Although SuperPMI has many uses, setup and use of SuperPMI is not always trivial. superpmi.py is a tool to help automate the use of SuperPMI, augmenting its usefulness. The tool has three different modes, collect, replay, and asmdiffs. Below you will find more specific information on each of the different modes.
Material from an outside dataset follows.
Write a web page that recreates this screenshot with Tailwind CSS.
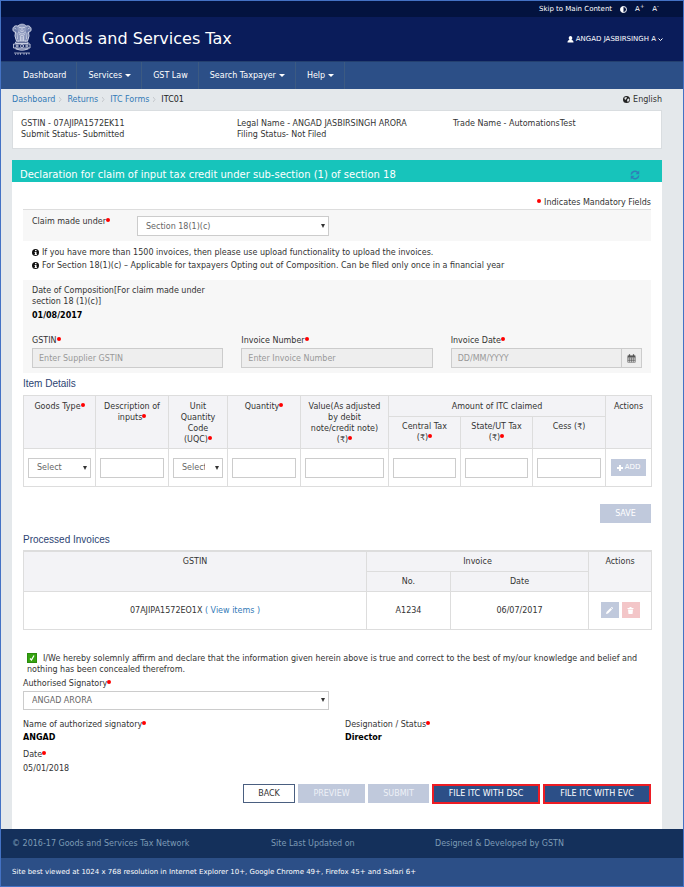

**SuperPMI has a large limitation, the replay/asmdiff functionality is sensitive to jitinterface changes. Therefore if there has been an interface change, the new JIT will not load and SuperPMI will fail.**

**At the time of writing collections are done manually on all platforms that support libcoredistools. See before for a full list of supported platforms and where the .mch collection exists.**

#### Supported Platforms

| OS | Arch | Replay | AsmDiffs | mch location |
| --- | --- | --- |--- | --- |
| OSX | x64 |  <ul><li>- [x] </li></ul> |  <ul><li>- [x] </li></ul> |  |
| Windows | x64 |  <ul><li>- [x] </li></ul> |  <ul><li>- [x] </li></ul> |  |
| Windows | x86 |  <ul><li>- [x] </li></ul> |  <ul><li>- [x] </li></ul> |  |
| Windows | arm |  <ul><li>- [ ] </li></ul> |  <ul><li>- [ ] </li></ul> | N/A |
| Windows | arm64 |  <ul><li>- [ ] </li></ul> |  <ul><li>- [ ] </li></ul> | N/A |
| Ubuntu | x64 |  <ul><li>- [x] </li></ul> |  <ul><li>- [x] </li></ul> |  |
| Ubuntu | arm32 |  <ul><li>- [ ] </li></ul> |  <ul><li>- [ ] </li></ul> | N/A |
| Ubuntu | arm64 |  <ul><li>- [ ] </li></ul> |  <ul><li>- [ ] </li></ul> | N/A |

### Default Collections

See the table above for locations of default collections that exist. If there is an mch file that exists, then SuperPMI will automatically download and setup the mch using that location. Please note that, it is possible that the collection is out of date, or there is a jitinterface change which makes the collection invalid. If this is the case, then in order to use the tool a collection will have to be done manually. In order to reproduce the default collections, please see below for what command the default collections are done with.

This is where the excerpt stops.